Source records:

=======

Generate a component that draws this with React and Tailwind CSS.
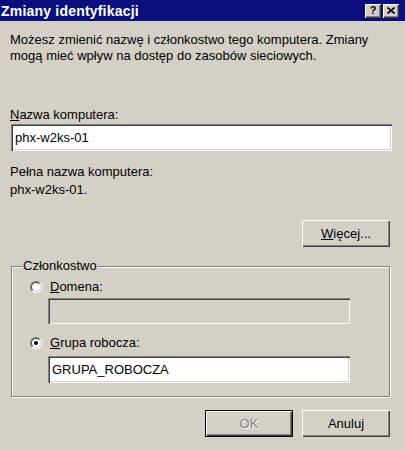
const raised =
  'shadow-[inset_1px_1px_0_#ffffff,inset_-1px_-1px_0_#404040,inset_-2px_-2px_0_#808080]'
const sunken =
  'shadow-[inset_1px_1px_0_#808080,inset_2px_2px_0_#404040,inset_-1px_-1px_0_#ffffff,inset_-2px_-2px_0_#d4d0c8]'

const Radio = ({ checked }) => (
  <div className="w-[12px] h-[12px] rounded-full border border-t-[#808080] border-l-[#808080] border-b-white border-r-white">
    <div className="w-full h-full rounded-full border border-t-[#404040] border-l-[#404040] border-b-[#d4d0c8] border-r-[#d4d0c8] bg-white flex items-center justify-center">
      {checked && <div className="w-[4px] h-[4px] rounded-full bg-black" />}
    </div>
  </div>
)

const TextBox = ({ value, disabled, className }) => (
  <div
    className={`${sunken} ${disabled ? 'bg-[#d4d0c8]' : 'bg-white'} flex items-center pl-[4px] ${className}`}
  >
    {value}
  </div>
)

const App = () => {
  return (
    <div className="w-[405px] h-[450px] overflow-hidden bg-[#d4d0c8] text-black text-[13px] font-['Liberation_Sans',Arial,sans-serif]">
      {/* title bar */}
      <div className="h-[21px] bg-[#0a0f7d] flex items-center justify-between pl-[1px] pr-[6px]">
        <span className="text-white font-bold text-[14px] tracking-[0.2px] leading-none">Zmiany identyfikacji</span>
        <div className="flex gap-[2px]">
          <div className={`w-[16px] h-[14px] bg-[#d4d0c8] ${raised} flex items-center justify-center text-[11px] font-bold leading-none`}>
            ?
          </div>
          <div className={`w-[16px] h-[14px] bg-[#d4d0c8] ${raised} flex items-center justify-center`}>
            <svg width="8" height="7" viewBox="0 0 8 7">
              <path d="M0.5 0.5 L7.5 6.5 M7.5 0.5 L0.5 6.5" stroke="#000" strokeWidth="1.6" />
            </svg>
          </div>
        </div>
      </div>

      <div className="flex flex-col pl-[11px] pr-[13px]">
        <p className="pt-[11px] leading-[16px] -ml-[1px]">
          Możesz zmienić nazwę i członkostwo tego komputera. Zmiany
          <br />
          mogą mieć wpływ na dostęp do zasobów sieciowych.
        </p>

        <div className="mt-[43px] leading-[16px] -ml-[1px]">
          <span className="underline">N</span>azwa komputera:
        </div>
        <TextBox value="phx-w2ks-01" className="mt-[1px] h-[27px]" />

        <div className="mt-[12px] leading-[18px] -ml-[1px]">
          Pełna nazwa komputera:
          <br />
          phx-w2ks-01.
        </div>

        <button className={`self-end mr-[2px] mt-[21px] w-[88px] h-[27px] bg-[#d4d0c8] ${raised}`}>
          <span className="underline">W</span>ięcej...
        </button>

        <div className="relative mt-[19px] mr-[2px] h-[131px] border border-[#808080] shadow-[1px_1px_0_#ffffff,inset_1px_1px_0_#ffffff] pl-[18px] pt-[12px]">
          <span className="absolute left-[10px] -top-[9px] px-[1px] bg-[#d4d0c8] leading-[16px]">Członkostwo</span>

          <div className="flex items-center gap-[8px] leading-[16px]">
            <Radio />
            <span>
              <span className="underline">D</span>omena:
            </span>
          </div>
          <TextBox disabled value="" className="ml-[18px] mt-[3px] w-[302px] h-[26px]" />

          <div className="flex items-center gap-[8px] leading-[16px] mt-[11px]">
            <Radio checked />
            <span>
              <span className="underline">G</span>rupa robocza:
            </span>
          </div>
          <TextBox value="GRUPA_ROBOCZA" className="ml-[18px] mt-[5px] w-[302px] h-[27px]" />
        </div>

        <div className="flex justify-end gap-[9px] mr-[2px] mt-[13px]">
          <button className="w-[88px] h-[27px] bg-[#d4d0c8] border border-black shadow-[inset_1px_1px_0_#ffffff,inset_-1px_-1px_0_#404040,inset_-2px_-2px_0_#808080] text-[#808080] [text-shadow:1px_1px_0_#ffffff]">
            OK
          </button>
          <button className={`w-[88px] h-[27px] bg-[#d4d0c8] ${raised}`}>Anuluj</button>
        </div>
      </div>
    </div>
  )
}

export default App
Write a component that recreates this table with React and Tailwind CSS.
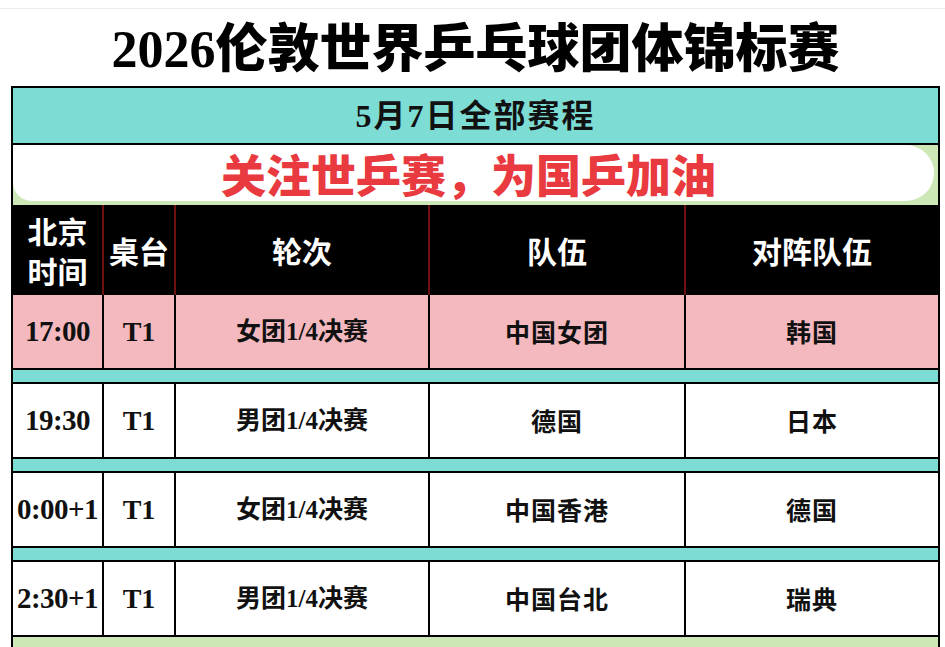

=======

Given exercise: Repeat the entries exactly. Pictures are excluded from the copy.

Answer to this task:
Generate a component that draws this with React and Tailwind CSS.
const raised =
  'shadow-[inset_1px_1px_0_#ffffff,inset_-1px_-1px_0_#404040,inset_-2px_-2px_0_#808080]'
const sunken =
  'shadow-[inset_1px_1px_0_#808080,inset_2px_2px_0_#404040,inset_-1px_-1px_0_#ffffff,inset_-2px_-2px_0_#d4d0c8]'

const Radio = ({ checked }) => (
  <div className="w-[12px] h-[12px] rounded-full border border-t-[#808080] border-l-[#808080] border-b-white border-r-white">
    <div className="w-full h-full rounded-full border border-t-[#404040] border-l-[#404040] border-b-[#d4d0c8] border-r-[#d4d0c8] bg-white flex items-center justify-center">
      {checked && <div className="w-[4px] h-[4px] rounded-full bg-black" />}
    </div>
  </div>
)

const TextBox = ({ value, disabled, className }) => (
  <div
    className={`${sunken} ${disabled ? 'bg-[#d4d0c8]' : 'bg-white'} flex items-center pl-[4px] ${className}`}
  >
    {value}
  </div>
)

const App = () => {
  return (
    <div className="w-[405px] h-[450px] overflow-hidden bg-[#d4d0c8] text-black text-[13px] font-['Liberation_Sans',Arial,sans-serif]">
      {/* title bar */}
      <div className="h-[21px] bg-[#0a0f7d] flex items-center justify-between pl-[1px] pr-[6px]">
        <span className="text-white font-bold text-[14px] tracking-[0.2px] leading-none">Zmiany identyfikacji</span>
        <div className="flex gap-[2px]">
          <div className={`w-[16px] h-[14px] bg-[#d4d0c8] ${raised} flex items-center justify-center text-[11px] font-bold leading-none`}>
            ?
          </div>
          <div className={`w-[16px] h-[14px] bg-[#d4d0c8] ${raised} flex items-center justify-center`}>
            <svg width="8" height="7" viewBox="0 0 8 7">
              <path d="M0.5 0.5 L7.5 6.5 M7.5 0.5 L0.5 6.5" stroke="#000" strokeWidth="1.6" />
            </svg>
          </div>
        </div>
      </div>

      <div className="flex flex-col pl-[11px] pr-[13px]">
        <p className="pt-[11px] leading-[16px] -ml-[1px]">
          Możesz zmienić nazwę i członkostwo tego komputera. Zmiany
          <br />
          mogą mieć wpływ na dostęp do zasobów sieciowych.
        </p>

        <div className="mt-[43px] leading-[16px] -ml-[1px]">
          <span className="underline">N</span>azwa komputera:
        </div>
        <TextBox value="phx-w2ks-01" className="mt-[1px] h-[27px]" />

        <div className="mt-[12px] leading-[18px] -ml-[1px]">
          Pełna nazwa komputera:
          <br />
          phx-w2ks-01.
        </div>

        <button className={`self-end mr-[2px] mt-[21px] w-[88px] h-[27px] bg-[#d4d0c8] ${raised}`}>
          <span className="underline">W</span>ięcej...
        </button>

        <div className="relative mt-[19px] mr-[2px] h-[131px] border border-[#808080] shadow-[1px_1px_0_#ffffff,inset_1px_1px_0_#ffffff] pl-[18px] pt-[12px]">
          <span className="absolute left-[10px] -top-[9px] px-[1px] bg-[#d4d0c8] leading-[16px]">Członkostwo</span>

          <div className="flex items-center gap-[8px] leading-[16px]">
            <Radio />
            <span>
              <span className="underline">D</span>omena:
            </span>
          </div>
          <TextBox disabled value="" className="ml-[18px] mt-[3px] w-[302px] h-[26px]" />

          <div className="flex items-center gap-[8px] leading-[16px] mt-[11px]">
            <Radio checked />
            <span>
              <span className="underline">G</span>rupa robocza:
            </span>
          </div>
          <TextBox value="GRUPA_ROBOCZA" className="ml-[18px] mt-[5px] w-[302px] h-[27px]" />
        </div>

        <div className="flex justify-end gap-[9px] mr-[2px] mt-[13px]">
          <button className="w-[88px] h-[27px] bg-[#d4d0c8] border border-black shadow-[inset_1px_1px_0_#ffffff,inset_-1px_-1px_0_#404040,inset_-2px_-2px_0_#808080] text-[#808080] [text-shadow:1px_1px_0_#ffffff]">
            OK
          </button>
          <button className={`w-[88px] h-[27px] bg-[#d4d0c8] ${raised}`}>Anuluj</button>
        </div>
      </div>
    </div>
  )
}

export default App
Write a component that recreates this table with React and Tailwind CSS.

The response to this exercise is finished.